A meno che non sia, come già raccontato più volte, il signor Michele, titolare della mia seconda lavanderia, quella per raggiungere la quale devo prendere la macchina e pianificare mezzo pomeriggio di viaggio.
Lui è quello dell’alta moda, che ha dato l’ultimo colpo di ferro ai Valentino prima della mostra all’Ara Pacis.
Lui è quello irascibile e generoso, io gli porto un pensiero per il Natale e lui ricambia.

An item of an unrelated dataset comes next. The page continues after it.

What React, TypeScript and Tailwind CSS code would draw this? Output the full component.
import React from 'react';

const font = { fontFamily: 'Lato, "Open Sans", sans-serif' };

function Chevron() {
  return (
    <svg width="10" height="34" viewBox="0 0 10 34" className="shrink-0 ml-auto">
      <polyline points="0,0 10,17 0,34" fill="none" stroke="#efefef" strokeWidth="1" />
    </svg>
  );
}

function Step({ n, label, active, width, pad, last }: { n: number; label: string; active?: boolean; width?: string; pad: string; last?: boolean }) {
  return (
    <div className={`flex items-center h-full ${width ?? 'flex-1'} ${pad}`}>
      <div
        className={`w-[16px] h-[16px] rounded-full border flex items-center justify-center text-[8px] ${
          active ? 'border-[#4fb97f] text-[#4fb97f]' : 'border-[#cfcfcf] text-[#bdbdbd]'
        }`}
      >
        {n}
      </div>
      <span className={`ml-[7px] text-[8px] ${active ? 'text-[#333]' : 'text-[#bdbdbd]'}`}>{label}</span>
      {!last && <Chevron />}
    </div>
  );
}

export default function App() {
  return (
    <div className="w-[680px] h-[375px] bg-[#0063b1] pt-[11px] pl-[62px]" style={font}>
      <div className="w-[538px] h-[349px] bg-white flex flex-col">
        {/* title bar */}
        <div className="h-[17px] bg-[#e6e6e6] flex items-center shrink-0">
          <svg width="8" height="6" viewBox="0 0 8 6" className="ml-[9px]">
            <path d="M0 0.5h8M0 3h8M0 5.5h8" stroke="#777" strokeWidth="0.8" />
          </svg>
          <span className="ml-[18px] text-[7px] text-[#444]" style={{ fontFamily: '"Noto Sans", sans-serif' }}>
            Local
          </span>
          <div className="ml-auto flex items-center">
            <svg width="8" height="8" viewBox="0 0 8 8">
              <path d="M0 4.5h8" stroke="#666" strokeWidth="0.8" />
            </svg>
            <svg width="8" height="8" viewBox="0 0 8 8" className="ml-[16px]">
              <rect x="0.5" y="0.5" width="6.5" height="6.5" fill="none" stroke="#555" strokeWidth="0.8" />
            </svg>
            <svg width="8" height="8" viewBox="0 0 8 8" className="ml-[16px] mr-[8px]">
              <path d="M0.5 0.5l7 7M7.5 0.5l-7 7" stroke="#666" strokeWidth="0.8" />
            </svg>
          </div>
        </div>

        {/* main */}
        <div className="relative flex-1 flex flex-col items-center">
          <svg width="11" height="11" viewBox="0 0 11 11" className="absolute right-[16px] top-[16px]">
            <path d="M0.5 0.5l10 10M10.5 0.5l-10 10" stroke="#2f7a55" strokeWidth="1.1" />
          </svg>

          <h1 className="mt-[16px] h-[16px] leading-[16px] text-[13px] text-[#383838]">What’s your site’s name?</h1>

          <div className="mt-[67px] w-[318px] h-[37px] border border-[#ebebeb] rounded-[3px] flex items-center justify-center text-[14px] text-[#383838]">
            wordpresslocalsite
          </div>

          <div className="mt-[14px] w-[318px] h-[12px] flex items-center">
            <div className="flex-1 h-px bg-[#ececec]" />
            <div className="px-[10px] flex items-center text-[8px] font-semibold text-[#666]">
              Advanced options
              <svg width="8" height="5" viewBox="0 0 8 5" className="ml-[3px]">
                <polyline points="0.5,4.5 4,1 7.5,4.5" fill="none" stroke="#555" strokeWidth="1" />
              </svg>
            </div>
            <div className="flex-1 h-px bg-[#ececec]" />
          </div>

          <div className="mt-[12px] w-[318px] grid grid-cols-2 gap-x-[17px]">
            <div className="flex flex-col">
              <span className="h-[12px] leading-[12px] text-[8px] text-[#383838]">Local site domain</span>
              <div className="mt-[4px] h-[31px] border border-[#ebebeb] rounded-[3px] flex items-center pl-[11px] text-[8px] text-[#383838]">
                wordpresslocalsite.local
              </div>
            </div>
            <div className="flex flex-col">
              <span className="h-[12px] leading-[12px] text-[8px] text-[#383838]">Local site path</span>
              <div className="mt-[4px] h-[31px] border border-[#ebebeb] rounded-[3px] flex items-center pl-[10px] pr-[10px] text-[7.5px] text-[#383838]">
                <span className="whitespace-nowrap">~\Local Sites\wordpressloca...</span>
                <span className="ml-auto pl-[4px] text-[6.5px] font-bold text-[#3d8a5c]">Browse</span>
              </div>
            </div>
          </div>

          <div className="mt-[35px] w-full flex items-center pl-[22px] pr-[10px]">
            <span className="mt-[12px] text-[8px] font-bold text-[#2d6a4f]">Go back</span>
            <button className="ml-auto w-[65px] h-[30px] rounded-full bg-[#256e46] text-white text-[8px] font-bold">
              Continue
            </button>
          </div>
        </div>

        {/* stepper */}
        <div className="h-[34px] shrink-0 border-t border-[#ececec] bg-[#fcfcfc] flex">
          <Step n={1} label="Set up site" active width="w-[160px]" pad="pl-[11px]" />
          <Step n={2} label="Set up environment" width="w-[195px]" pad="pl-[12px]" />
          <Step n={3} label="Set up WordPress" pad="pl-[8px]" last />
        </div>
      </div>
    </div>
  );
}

Gli ho detto mille volte che non deve, che la mia è una forma a senso unico di ringraziamento.
Minaccia continuamente di chiudere bottega e di ritirarsi al paese, gli dico non sia mai, e poi come faccio, chi si occupa dei miei blue jeans, per i quali lui mi prende sempre in giro, per carità, non devono vedere l’acqua, ma che mi riconsegna in ventiquattro ore d’orologio.
Da lui le stiratrici sono quattro e fanno cose inenarrabili: sepolte in un locale seminterrato, ogni tanto emergono sudate con qualche abito tenuto per la stampella.
Prima delle feste, io porto loro dei piccoli doni e loro salgono per salutarmi.
Il sapore di un romanzo di Zola ci sta tutto.
Da quanto detto, si sarà capito che sono schierata dalla parte del ferro da stiro.
Che, lo dice pure la pubblicità, insieme alla tavola destinata al medesimo lavoro, fa felici le donne e consente loro di esprimere da subito qualche desiderio per il Natale.
E se lo dice la pubblicità, sarà senza alcun dubbio vero.
E poi guardate qui, quanta grazia. La giovane domestica intenta al suo lavoro sembra una creatura in contemplazione della bellezza del risultato.
Dimenticate la fatica, dimenticate il tempo che ci vuole, lasciate perdere coloro che vi dicono che si tratta di un lavoro inutile, il mondo sgualcito è brutto, già è tanto pesta la vita, la sola possibilità di darle un colpo di ferro e di renderla più distesa mi sembra una buona prospettiva per la stagione autunnale che avanza, quella che rinnova in tutti il gusto di vestirsi e che restituisce la vedette agli uomini con la camicia senza una grinza e alle donne che, se pure vogliono traviarsi, quella brutta piega, che può essere anche parecchio divertente, certo non la vogliono sugli abiti che hanno addosso.